A Little History on Voting Machines
When I was growing up, I used to go to the polls with my parents. I remember them being handed a paper ballot, then going into a booth, closing the curtain, marking the paper ballot, and returning it all folded up, then placing it into a ballot box. At the end of the day when the polls closed, election workers would take the ballot boxes to a central location, and they would slowly and painfully count the votes, and report the tally to a central office. This was time-consuming, and the results of the election would take a couple of days before we knew who actually won. Nowadays, in the information age, that just seems intolerable.
Needless to say, like all human endeavors, there are inventions for voting advances that we don’t think too much about. Back as early as 1941, Ransom Shoup filed a patent application and was granted US Patent 2,271,958, for a mechanical counter that used a lever to count votes. If you pulled down the lever, the counter would move by one and would be locked in place so it couldn’t go backwards.
That was followed by other mechanical devices that allowed a machine to have multiple counters, one for each candidate, so that the vote could be efficiently counted. Then, all that the poll workers had to do at the end of the day was go to the back of the machine and see the number of votes that were tallied by the counter. We became more concerned about privacy, so back in 1958, we had patent number 2,826,365, again by the same gentleman that started this whole thing. Mr. Shoup’s patent allowed the curtain to lock closed behind you when you went in to cast your votes.
Current Trends in Voting Machines
There are many patents—way over 500 patents in the United States—for voting machines. If you go into the Google® Patent database, you’ll find many more. Lots of times, ATM machines are cross-referenced with voting machines, because their technology is very similar. There is even a patent, US Patent D728,676 by a company called Everyone Counts, Inc., for a voting machine terminal that has an aesthetic design that makes it a pleasing experience to go in and use a voting machine.

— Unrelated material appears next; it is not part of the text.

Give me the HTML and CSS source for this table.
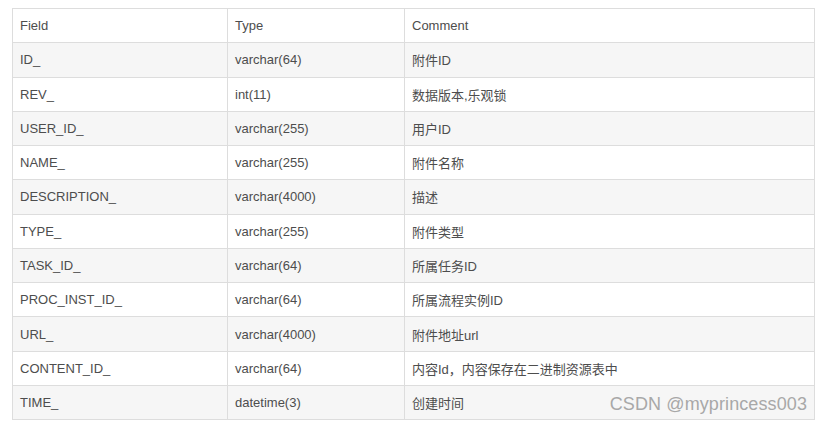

Right now, there’s a patent pending for a secure electronic system for counting votes. We think of voting machines as mainly electronic. That’s not without controversy, of course, because people have become aware that these voting machines can be hacked like any other electronic device. There’s tremendous fear that a foreign power might even get involved in hacking into our election. Interestingly, there is a pending patent application that uses what’s called bitcoin technology or blockchain technology, based on the belief that bitcoin transactions are more secure or that a voting system based on blockchain would be more secure in the electronic age.
When you go to cast your vote, wherever you are, just remember that somebody somewhere probably invented and has or had a patent on the terminal that you’re using to cast your vote. Even if you’re marking a paper ballot, like they do in New York, it’s going to be optically scanned, and somebody has a patent on that technology, too. Just like everything else in your life, at some time, somebody had to invent it.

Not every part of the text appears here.